To design effective consultations, develop a framework that maps stakeholders to decision points. Identify affected neighborhoods, emergency services, small businesses, schools, and cultural groups, then align their feedback with specific project milestones. Create a dedicated liaison team that includes community representatives who reflect demographic diversity, listening not to defend a position but to translate experiences into practical policy adjustments. Use transparent channels for feedback, such as public dashboards, comment portals, and recorded sessions that are later summarized for public access. Ensure process visibility by publishing agendas, data sources, and decision rationales in plain language, so participants can verify how input is used.
Build inclusive channels and transparent feedback loops.

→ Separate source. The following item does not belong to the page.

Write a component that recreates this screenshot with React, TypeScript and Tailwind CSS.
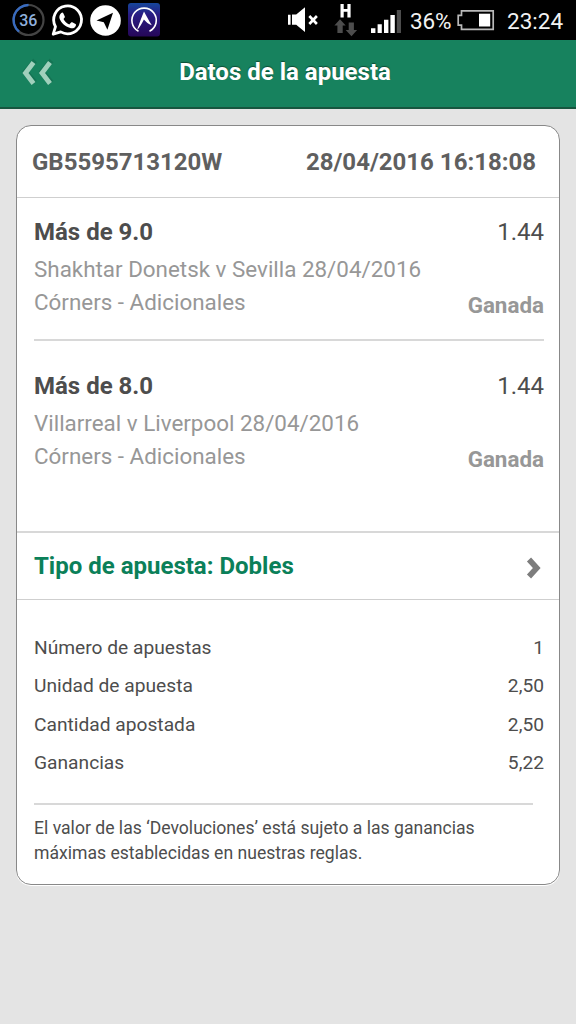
import React from "react";

type Pick = { title: string; odds: string; event: string; market: string; result: string };

const picks: Pick[] = [
  { title: "Más de 9.0", odds: "1.44", event: "Shakhtar Donetsk v Sevilla 28/04/2016", market: "Córners - Adicionales", result: "Ganada" },
  { title: "Más de 8.0", odds: "1.44", event: "Villarreal v Liverpool 28/04/2016", market: "Córners - Adicionales", result: "Ganada" },
];

const totals: [string, string][] = [
  ["Número de apuestas", "1"],
  ["Unidad de apuesta", "2,50"],
  ["Cantidad apostada", "2,50"],
  ["Ganancias", "5,22"],
];

function StatusIcons() {
  return (
    <svg width="410" height="40" viewBox="0 0 410 40" className="shrink-0">
      <defs>
        <linearGradient id="tile" x1="0" y1="0" x2="0" y2="1">
          <stop offset="0" stopColor="#16479b" />
          <stop offset="0.35" stopColor="#291c83" />
          <stop offset="1" stopColor="#260758" />
        </linearGradient>
      </defs>
      <circle cx="28.5" cy="20" r="15" fill="none" stroke="#444" strokeWidth="2.2" />
      <path d="M28.5 5A15 15 0 0 0 19 31.6" fill="none" stroke="#386bc0" strokeWidth="2.4" />
      <text x="28.3" y="26.2" textAnchor="middle" fontSize="16" fontWeight="500" fontFamily="Roboto, sans-serif" fill="#8fb0dc">36</text>
      <path d="M53.2 34.2L55.5 26.7A13.9 13.9 0 1 1 60.7 31.9Z" fill="none" stroke="#fff" strokeWidth="2.8" strokeLinejoin="round" />
      <path d="M62.3 13.1c.7-.7 1.6-.7 2 .1l1.5 3.4c.2.5 0 1-1.3 2.5 1.3 2.6 3.1 4.2 5.8 5.4l1.8-2c.4-.5.7-.4 1.2-.2l3.2 1.6c.6.3.6.6.4 1.5-.7 2.5-3.4 3.3-5.7 2.6-5.4-1.5-8.6-4.9-10.5-9-.9-2.2-.1-4.5 1.6-5.9z" fill="#fff" transform="translate(-1 0)" />
      <circle cx="105.5" cy="20.5" r="15.3" fill="#fff" />
      <path d="M96.5 20.4L113 12.8L107.4 29.7L103.8 22.2Z" fill="#000" />
      <rect x="128" y="3" width="32" height="33.5" rx="3" fill="url(#tile)" />
      <path d="M138.5 31.2A12.2 12.2 0 1 1 149.5 31.3" fill="none" stroke="#fff" strokeWidth="1.6" />
      <path d="M137 30C139.8 22 142 15.8 144 11.4C146 15 148.5 20 151.8 25.2C148.4 24.2 146.2 22 143.9 19.4C141.5 24 139.8 27.5 137 30Z" fill="#fff" />
      <path d="M288 14.8h2.6v10H288zM292 14.5h4.2L305 7.2V32l-8.8-7.3H292z" fill="#fff" />
      <path d="M309.3 16l7.6 8M316.9 16l-7.6 8" stroke="#fff" strokeWidth="2.6" />
      <path d="M340.5 4h3.2v5h3.7V4h3.2v13.5h-3.2v-5.7h-3.7v5.7h-3.2z" fill="#fff" />
      <path d="M340 19.2l5.7 6.3h-3V33h-5.3v-7.5h-3zM351.5 36.3l-5.8-6.3h3v-7.5h5.2V30h3.2z" fill="#4d4d4d" />
      <path d="M371 28.3h4.4V33H371zM377.6 24.3h4.2V33h-4.2zM384 19.7h4.4V33H384zM390.4 15h4.4v18h-4.4z" fill="#fff" />
      <path d="M396.8 10h4.2v23h-4.2z" fill="#4d4d4d" />
    </svg>
  );
}

function StatusBar() {
  return (
    <div className="flex h-10 items-center bg-black text-[22.5px] leading-10 text-[#f2f2f2]">
      <StatusIcons />
      <span className="w-[47px] whitespace-nowrap pt-px tracking-[-0.2px]">36%</span>
      <svg width="38" height="40" viewBox="457 0 38 40" className="shrink-0">
        <path d="M461.5 10.8h31.7v18.6h-31.7v-4.2h-3.3v-9.8h3.3z" fill="none" stroke="#b9b9b9" strokeWidth="1.7" />
        <rect x="479" y="13.7" width="11.2" height="12.8" fill="#fff" />
      </svg>
      <span className="ml-3 pt-px">23:24</span>
    </div>
  );
}

function PickRow({ pick }: { pick: Pick }) {
  return (
    <div className="h-[142px] pt-[18px]">
      <div className="flex justify-between text-[24px] leading-8 text-[#4d4d4d]">
        <span className="font-bold">{pick.title}</span>
        <span>{pick.odds}</span>
      </div>
      <div className="mt-[5px] flex justify-between text-[22.4px] leading-[33px] text-[#979797]">
        <div>
          <p>{pick.event}</p>
          <p>{pick.market}</p>
        </div>
        <span className="pt-[36px] font-bold">{pick.result}</span>
      </div>
    </div>
  );
}

export default function App() {
  return (
    <div className="min-h-screen w-[576px] bg-[#e4e4e4] font-['Roboto',sans-serif]">
      <StatusBar />
      <header className="grid h-[69px] grid-cols-[90px_1fr_96px] items-center border-b-2 border-[#17563f] bg-[#17825e]">
        <svg width="34" height="30" viewBox="0 0 34 30" className="ml-5 mt-[-1px]">
          <path d="M15 2.5L5.5 13.5L15 24.5M31.5 2.5L22 13.5L31.5 24.5" fill="none" stroke="#126047" strokeWidth="5" opacity="0.4" />
          <path d="M13.5 4.5L5.5 15L13.5 25.5M30 4.5L22 15L30 25.5" fill="none" stroke="#a0d0bc" strokeWidth="4.8" />
        </svg>
        <h1 className="pb-[3px] whitespace-nowrap text-center text-[24px] leading-8 font-bold text-white [text-shadow:0_-1px_1px_#0c4d36]">Datos de la apuesta</h1>
      </header>
      <main className="mx-4 mt-4 h-[760px] rounded-[15px] border-[1.5px] border-[#888] bg-white text-[#4d4d4d] shadow-[0_1px_0_#fff]">
        <div className="flex h-[72px] items-center justify-between border-b-[1.5px] border-[#cfcfcf] pr-[23px] pl-[15px] text-[24px] font-bold text-[#5f5f5f]">
          <span>GB5595713120W</span>
          <span>28/04/2016 16:18:08</span>
        </div>
        <section className="h-[335px] border-b-2 border-[#d8d8d8] px-[17px] pr-[15px]">
          <div className="h-[141px]"><PickRow pick={picks[0]} /></div>
          <div className="h-[13px] border-t-2 border-[#d8d8d8]" />
          <PickRow pick={picks[1]} />
        </section>
        <div className="flex h-[67px] items-center justify-between border-b border-[#cfcfcf] pr-[17px] pl-[17px] text-[24px] font-bold text-[#0b8059]">
          <span>Tipo de apuesta: Dobles</span>
          <svg width="16" height="22" viewBox="0 0 16 22" className="mt-1">
            <path d="M3 2.5L10.8 11L3 19.5" fill="none" stroke="#7d7d7d" strokeWidth="5.6" />
          </svg>
        </div>
        <dl className="pt-[29px] pr-[15px] pl-[17px] text-[19.2px] leading-[38.4px]">
          {totals.map(([label, value]) => (
            <div key={label} className="flex justify-between">
              <dt>{label}</dt>
              <dd>{value}</dd>
            </div>
          ))}
        </dl>
        <div className="mt-[20px] mr-[26px] ml-[17px] border-t-2 border-[#d8d8d8] pt-[11px] text-[17.6px] leading-[25.6px]">
          <p>El valor de las ‘Devoluciones’ está sujeto a las ganancias</p>
          <p>máximas establecidas en nuestras reglas.</p>
        </div>
      </main>
    </div>
  );
}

A participatory design ethos requires real commitments to adapt as community insights evolve. When residents see their ideas reflected in revised plans, trust deepens and participation becomes ongoing rather than episodic. Translating feedback into design changes, however, demands precise criteria: which suggestions are feasible, which are out of scope, and how tradeoffs will be managed. Document all decisions with clear references to the feedback that triggered them, and avoid tokenistic responses that appear to “check a box.” The committee should publish alternate scenarios, explain cost implications, and offer timelines for implementing adjustments. This level of openness signals accountability and fosters sustained public involvement across project phases.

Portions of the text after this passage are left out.